### Do this:
Check each line of the listing for the string "React", count the lines that have it, and answer with that number only.

* begin *

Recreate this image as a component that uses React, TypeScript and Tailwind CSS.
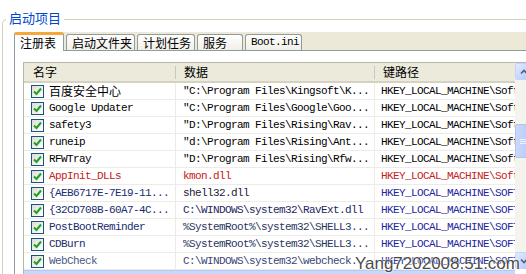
import React from 'react'

const mono = "font-['Liberation_Mono','Noto_Sans_CJK_SC',monospace] text-[11px] tracking-[-0.6px]"
const cjk = "font-['Noto_Sans_CJK_SC',sans-serif] text-[12px] tracking-normal"

interface Row {
    name: string
    data: string
    key: string
    nameCls: string
    dataCls: string
    keyCls: string
    cn?: boolean
}

const rows: Row[] = [
    { name: '百度安全中心', data: '"C:\\Program Files\\Kingsoft\\K...', key: 'HKEY_LOCAL_MACHINE\\Software\\Microsoft', nameCls: 'text-black', dataCls: 'text-black', keyCls: 'text-black', cn: true },
    { name: 'Google Updater', data: '"C:\\Program Files\\Google\\Goo...', key: 'HKEY_LOCAL_MACHINE\\Software\\Microsoft', nameCls: 'text-black', dataCls: 'text-black', keyCls: 'text-black' },
    { name: 'safety3', data: '"D:\\Program Files\\Rising\\Rav...', key: 'HKEY_LOCAL_MACHINE\\Software\\Microsoft', nameCls: 'text-black', dataCls: 'text-black', keyCls: 'text-black' },
    { name: 'runeip', data: '"d:\\Program Files\\Rising\\Ant...', key: 'HKEY_LOCAL_MACHINE\\Software\\Microsoft', nameCls: 'text-black', dataCls: 'text-black', keyCls: 'text-black' },
    { name: 'RFWTray', data: '"D:\\Program Files\\Rising\\Rfw...', key: 'HKEY_LOCAL_MACHINE\\Software\\Microsoft', nameCls: 'text-black', dataCls: 'text-black', keyCls: 'text-black' },
    { name: 'AppInit_DLLs', data: 'kmon.dll', key: 'HKEY_LOCAL_MACHINE\\Software\\Microsoft', nameCls: 'text-[#c42020]', dataCls: 'text-[#c42020]', keyCls: 'text-[#c42020]' },
    { name: '{AEB6717E-7E19-11...', data: 'shell32.dll', key: 'HKEY_LOCAL_MACHINE\\SOFTWARE\\Microsoft', nameCls: 'text-[#1a2c6e]', dataCls: 'text-[#1a1a3a]', keyCls: 'text-[#1c24a0]' },
    { name: '{32CD708B-60A7-4C...', data: 'C:\\WINDOWS\\system32\\RavExt.dll', key: 'HKEY_LOCAL_MACHINE\\SOFTWARE\\Microsoft', nameCls: 'text-[#1a2c6e]', dataCls: 'text-[#1c2660]', keyCls: 'text-[#1c24a0]' },
    { name: 'PostBootReminder', data: '%SystemRoot%\\system32\\SHELL3...', key: 'HKEY_LOCAL_MACHINE\\SOFTWARE\\Microsoft', nameCls: 'text-[#1a2c6e]', dataCls: 'text-[#2a3460]', keyCls: 'text-[#1c24a0]' },
    { name: 'CDBurn', data: '%SystemRoot%\\system32\\SHELL3...', key: 'HKEY_LOCAL_MACHINE\\SOFTWARE\\Microsoft', nameCls: 'text-[#1a2c6e]', dataCls: 'text-[#2a3460]', keyCls: 'text-[#1c24a0]' },
    { name: 'WebCheck', data: 'C:\\WINDOWS\\system32\\webcheck...', key: 'HKEY_LOCAL_MACHINE\\SOFTWARE\\Microsoft', nameCls: 'text-[#4a5a88]', dataCls: 'text-[#3a4676]', keyCls: 'text-[#2a34a0]' },
]

const tabs = [
    { t: '启动文件夹', w: 'w-[69px]' },
    { t: '计划任务', w: 'w-[58px]' },
    { t: '服务', w: 'w-[46px]' },
]

function Check() {
    return (
        <div className="w-[13px] h-[13px] shrink-0 border border-[#1c5180] bg-gradient-to-br from-[#dcdcd7] to-white flex items-center justify-center">
            <svg width="9" height="9" viewBox="0 0 9 9">
                <path d="M1 4.5 L3.5 7 L8 1.5" fill="none" stroke="#21a121" strokeWidth="2" />
            </svg>
        </div>
    )
}

function Arrow({ down }: { down?: boolean }) {
    return (
        <div className="h-[17px] w-[17px] rounded-[2px] bg-gradient-to-br from-[#e1eafe] to-[#b4c8f6] border border-[#c3d3fd] flex items-center justify-center">
            <svg width="8" height="6" viewBox="0 0 8 6">
                <path d={down ? 'M1 1.5 L4 4.5 L7 1.5' : 'M1 4.5 L4 1.5 L7 4.5'} fill="none" stroke="#4d6185" strokeWidth="1.6" />
            </svg>
        </div>
    )
}

export default function App() {
    return (
        <div className="w-[526px] h-[274px] bg-white overflow-hidden relative">
            {/* group box */}
            <div className="ml-[2px] mt-[19px] border-l border-t border-[#d0d0bf] rounded-tl-[5px] h-[300px]">
                <div className={`${cjk} text-[13px] text-[#0046d5] leading-[16px] bg-white w-fit px-[3px] ml-[3px] -mt-[10px]`}>启动项目</div>

                {/* tabs */}
                <div className="ml-[11px] mt-[6px] flex items-end h-[18px] bg-[#ece9d8]">
                    <div className={`${cjk} h-[19px] w-[50px] bg-white border-x border-[#919b9c] border-t-[3px] border-t-[#f5a73c] rounded-t-[3px] pl-[5px] leading-[15px] text-black relative top-[1px] z-10`}>注册表</div>
                    {tabs.map(t => (
                        <div key={t.t} className={`${cjk} ${t.w} h-[16px] pl-[5px] ml-[2px] bg-gradient-to-b from-white to-[#f0efe8] border-x border-t border-[#919b9c] rounded-t-[3px] leading-[15px] text-black`}>{t.t}</div>
                    ))}
                    <div className={`${mono} h-[16px] w-[57px] ml-[2px] bg-gradient-to-b from-white to-[#f0efe8] border-x border-t border-[#919b9c] rounded-t-[3px] leading-[15px] text-black pl-[5px]`}>Boot.ini</div>
                </div>

                {/* tab panel */}
                <div className="ml-[11px] border-l border-t border-[#919b9c] pl-[8px] pt-[11px]">
                    <div className="w-[510px] border-l border-t border-[#b8b6a8] flex">
                        <div className="w-[491px] shrink-0">
                            {/* header */}
                            <div className={`${cjk} flex h-[20px] bg-[#ebeadb] border-b-[2px] border-[#d6d2c2] text-black leading-[18px]`}>
                                <div className="w-[152px] pl-[9px] flex justify-between items-center">名字<span className="w-px h-[13px] bg-[#cac8bb]" /></div>
                                <div className="w-[199px] pl-[8px] flex justify-between items-center">数据<span className="w-px h-[13px] bg-[#cac8bb]" /></div>
                                <div className="flex-1 pl-[8px]">键路径</div>
                            </div>
                            {rows.map(r => (
                                <div key={r.name} className={`${mono} flex h-[17px] border-b border-[#ecebe6] leading-[16px]`}>
                                    <div className="w-[152px] shrink-0 pl-[7px] flex items-center gap-[5px] border-r border-[#ecebe6] overflow-hidden whitespace-nowrap">
                                        <Check />
                                        <span className={`${r.cn ? cjk : ''} ${r.nameCls}`}>{r.name}</span>
                                    </div>
                                    <div className={`w-[199px] shrink-0 pl-[7px] border-r border-[#ecebe6] overflow-hidden whitespace-nowrap ${r.dataCls}`}>{r.data}</div>
                                    <div className={`flex-1 pl-[6px] overflow-hidden whitespace-nowrap ${r.keyCls}`}>{r.key}</div>
                                </div>
                            ))}
                            <div className="h-[17px] bg-[#c8d8fb] border-t border-[#b4c8f6]" />
                        </div>
                        {/* vertical scrollbar */}
                        <div className="w-[17px] shrink-0 bg-[#f4f3ee] flex flex-col h-[206px]">
                            <Arrow />
                            <div className="h-[44px]" />
                            <div className="h-[34px] rounded-[2px] bg-gradient-to-r from-[#cad8fc] to-[#b6c9f7] border border-[#b0c4f3] flex flex-col items-center justify-center gap-[1px]">
                                <span className="w-[7px] h-px bg-[#eef3ff]" />
                                <span className="w-[7px] h-px bg-[#eef3ff]" />
                                <span className="w-[7px] h-px bg-[#eef3ff]" />
                            </div>
                            <div className="flex-1" />
                            <Arrow down />
                        </div>
                    </div>
                </div>
            </div>

            {/* watermark */}
            <div className="absolute right-[6px] bottom-[-2px] font-['Liberation_Sans',Arial,sans-serif] text-[17px] text-[#333]/90 [text-shadow:0_0_2px_#fff,0_0_2px_#fff]">Yang7202008.51.com</div>
        </div>
    )
}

* end *

### Problem solution:
2